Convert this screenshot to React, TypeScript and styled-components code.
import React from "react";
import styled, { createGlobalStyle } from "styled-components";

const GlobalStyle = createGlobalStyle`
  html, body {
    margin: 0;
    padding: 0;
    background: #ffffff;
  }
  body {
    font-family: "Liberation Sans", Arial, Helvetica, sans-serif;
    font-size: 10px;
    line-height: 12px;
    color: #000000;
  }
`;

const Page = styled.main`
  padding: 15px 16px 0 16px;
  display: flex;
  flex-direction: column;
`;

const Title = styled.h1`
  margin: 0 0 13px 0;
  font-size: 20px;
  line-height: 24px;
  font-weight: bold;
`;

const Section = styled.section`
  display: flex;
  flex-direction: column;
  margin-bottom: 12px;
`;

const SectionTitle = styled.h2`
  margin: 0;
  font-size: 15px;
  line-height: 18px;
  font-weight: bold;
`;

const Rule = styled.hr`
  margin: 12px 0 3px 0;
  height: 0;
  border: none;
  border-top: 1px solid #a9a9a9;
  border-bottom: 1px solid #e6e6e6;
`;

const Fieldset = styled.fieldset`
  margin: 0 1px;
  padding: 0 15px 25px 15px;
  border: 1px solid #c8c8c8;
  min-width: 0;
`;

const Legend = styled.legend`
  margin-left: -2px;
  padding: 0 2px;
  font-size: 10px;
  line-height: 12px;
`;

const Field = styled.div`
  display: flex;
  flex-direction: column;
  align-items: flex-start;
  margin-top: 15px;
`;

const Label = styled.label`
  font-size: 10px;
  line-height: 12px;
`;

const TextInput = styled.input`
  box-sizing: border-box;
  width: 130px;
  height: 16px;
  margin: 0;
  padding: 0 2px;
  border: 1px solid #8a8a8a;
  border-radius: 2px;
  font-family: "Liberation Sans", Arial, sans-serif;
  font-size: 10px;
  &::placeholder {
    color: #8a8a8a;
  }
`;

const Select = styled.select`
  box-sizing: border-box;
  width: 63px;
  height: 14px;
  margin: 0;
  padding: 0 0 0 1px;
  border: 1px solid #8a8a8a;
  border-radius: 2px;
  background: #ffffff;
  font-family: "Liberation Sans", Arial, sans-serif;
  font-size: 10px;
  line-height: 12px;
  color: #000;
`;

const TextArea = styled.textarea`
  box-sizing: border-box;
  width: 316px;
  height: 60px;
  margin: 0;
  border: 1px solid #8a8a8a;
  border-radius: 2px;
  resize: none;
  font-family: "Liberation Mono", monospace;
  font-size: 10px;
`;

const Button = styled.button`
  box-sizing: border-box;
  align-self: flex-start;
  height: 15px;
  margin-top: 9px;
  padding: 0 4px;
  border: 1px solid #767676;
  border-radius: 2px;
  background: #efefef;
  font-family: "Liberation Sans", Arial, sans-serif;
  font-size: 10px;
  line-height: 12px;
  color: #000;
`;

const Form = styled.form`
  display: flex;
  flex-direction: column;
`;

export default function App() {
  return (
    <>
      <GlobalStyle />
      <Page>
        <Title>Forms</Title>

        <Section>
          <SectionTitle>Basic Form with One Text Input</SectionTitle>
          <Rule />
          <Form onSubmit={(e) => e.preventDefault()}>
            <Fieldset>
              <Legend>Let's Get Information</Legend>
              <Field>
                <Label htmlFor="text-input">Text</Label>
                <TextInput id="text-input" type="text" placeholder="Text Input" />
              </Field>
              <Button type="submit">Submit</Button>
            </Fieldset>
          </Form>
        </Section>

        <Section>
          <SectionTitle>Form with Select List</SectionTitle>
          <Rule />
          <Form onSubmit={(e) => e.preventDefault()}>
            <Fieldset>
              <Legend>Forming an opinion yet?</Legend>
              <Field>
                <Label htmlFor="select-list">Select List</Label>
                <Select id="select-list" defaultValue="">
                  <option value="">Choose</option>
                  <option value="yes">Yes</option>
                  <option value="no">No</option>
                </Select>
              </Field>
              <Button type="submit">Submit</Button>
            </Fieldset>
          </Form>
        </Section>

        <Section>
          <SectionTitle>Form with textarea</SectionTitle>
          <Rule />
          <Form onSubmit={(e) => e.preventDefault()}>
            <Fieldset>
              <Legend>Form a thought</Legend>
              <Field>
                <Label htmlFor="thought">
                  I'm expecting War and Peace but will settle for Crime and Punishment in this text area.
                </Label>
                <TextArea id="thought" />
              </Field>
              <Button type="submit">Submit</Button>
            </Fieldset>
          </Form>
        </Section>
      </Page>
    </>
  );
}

--*--

**Objective**
Output all of the material exactly as written.

**Exercise output**
Convert this screenshot to React, TypeScript and styled-components code.
import React from "react";
import styled, { createGlobalStyle } from "styled-components";

const GlobalStyle = createGlobalStyle`
  html, body {
    margin: 0;
    padding: 0;
    background: #ffffff;
  }
  body {
    font-family: "Liberation Sans", Arial, Helvetica, sans-serif;
    font-size: 10px;
    line-height: 12px;
    color: #000000;
  }
`;

const Page = styled.main`
  padding: 15px 16px 0 16px;
  display: flex;
  flex-direction: column;
`;

const Title = styled.h1`
  margin: 0 0 13px 0;
  font-size: 20px;
  line-height: 24px;
  font-weight: bold;
`;

const Section = styled.section`
  display: flex;
  flex-direction: column;
  margin-bottom: 12px;
`;

const SectionTitle = styled.h2`
  margin: 0;
  font-size: 15px;
  line-height: 18px;
  font-weight: bold;
`;

const Rule = styled.hr`
  margin: 12px 0 3px 0;
  height: 0;
  border: none;
  border-top: 1px solid #a9a9a9;
  border-bottom: 1px solid #e6e6e6;
`;

const Fieldset = styled.fieldset`
  margin: 0 1px;
  padding: 0 15px 25px 15px;
  border: 1px solid #c8c8c8;
  min-width: 0;
`;

const Legend = styled.legend`
  margin-left: -2px;
  padding: 0 2px;
  font-size: 10px;
  line-height: 12px;
`;

const Field = styled.div`
  display: flex;
  flex-direction: column;
  align-items: flex-start;
  margin-top: 15px;
`;

const Label = styled.label`
  font-size: 10px;
  line-height: 12px;
`;

const TextInput = styled.input`
  box-sizing: border-box;
  width: 130px;
  height: 16px;
  margin: 0;
  padding: 0 2px;
  border: 1px solid #8a8a8a;
  border-radius: 2px;
  font-family: "Liberation Sans", Arial, sans-serif;
  font-size: 10px;
  &::placeholder {
    color: #8a8a8a;
  }
`;

const Select = styled.select`
  box-sizing: border-box;
  width: 63px;
  height: 14px;
  margin: 0;
  padding: 0 0 0 1px;
  border: 1px solid #8a8a8a;
  border-radius: 2px;
  background: #ffffff;
  font-family: "Liberation Sans", Arial, sans-serif;
  font-size: 10px;
  line-height: 12px;
  color: #000;
`;

const TextArea = styled.textarea`
  box-sizing: border-box;
  width: 316px;
  height: 60px;
  margin: 0;
  border: 1px solid #8a8a8a;
  border-radius: 2px;
  resize: none;
  font-family: "Liberation Mono", monospace;
  font-size: 10px;
`;

const Button = styled.button`
  box-sizing: border-box;
  align-self: flex-start;
  height: 15px;
  margin-top: 9px;
  padding: 0 4px;
  border: 1px solid #767676;
  border-radius: 2px;
  background: #efefef;
  font-family: "Liberation Sans", Arial, sans-serif;
  font-size: 10px;
  line-height: 12px;
  color: #000;
`;

const Form = styled.form`
  display: flex;
  flex-direction: column;
`;

export default function App() {
  return (
    <>
      <GlobalStyle />
      <Page>
        <Title>Forms</Title>

        <Section>
          <SectionTitle>Basic Form with One Text Input</SectionTitle>
          <Rule />
          <Form onSubmit={(e) => e.preventDefault()}>
            <Fieldset>
              <Legend>Let's Get Information</Legend>
              <Field>
                <Label htmlFor="text-input">Text</Label>
                <TextInput id="text-input" type="text" placeholder="Text Input" />
              </Field>
              <Button type="submit">Submit</Button>
            </Fieldset>
          </Form>
        </Section>

        <Section>
          <SectionTitle>Form with Select List</SectionTitle>
          <Rule />
          <Form onSubmit={(e) => e.preventDefault()}>
            <Fieldset>
              <Legend>Forming an opinion yet?</Legend>
              <Field>
                <Label htmlFor="select-list">Select List</Label>
                <Select id="select-list" defaultValue="">
                  <option value="">Choose</option>
                  <option value="yes">Yes</option>
                  <option value="no">No</option>
                </Select>
              </Field>
              <Button type="submit">Submit</Button>
            </Fieldset>
          </Form>
        </Section>

        <Section>
          <SectionTitle>Form with textarea</SectionTitle>
          <Rule />
          <Form onSubmit={(e) => e.preventDefault()}>
            <Fieldset>
              <Legend>Form a thought</Legend>
              <Field>
                <Label htmlFor="thought">
                  I'm expecting War and Peace but will settle for Crime and Punishment in this text area.
                </Label>
                <TextArea id="thought" />
              </Field>
              <Button type="submit">Submit</Button>
            </Fieldset>
          </Form>
        </Section>
      </Page>
    </>
  );
}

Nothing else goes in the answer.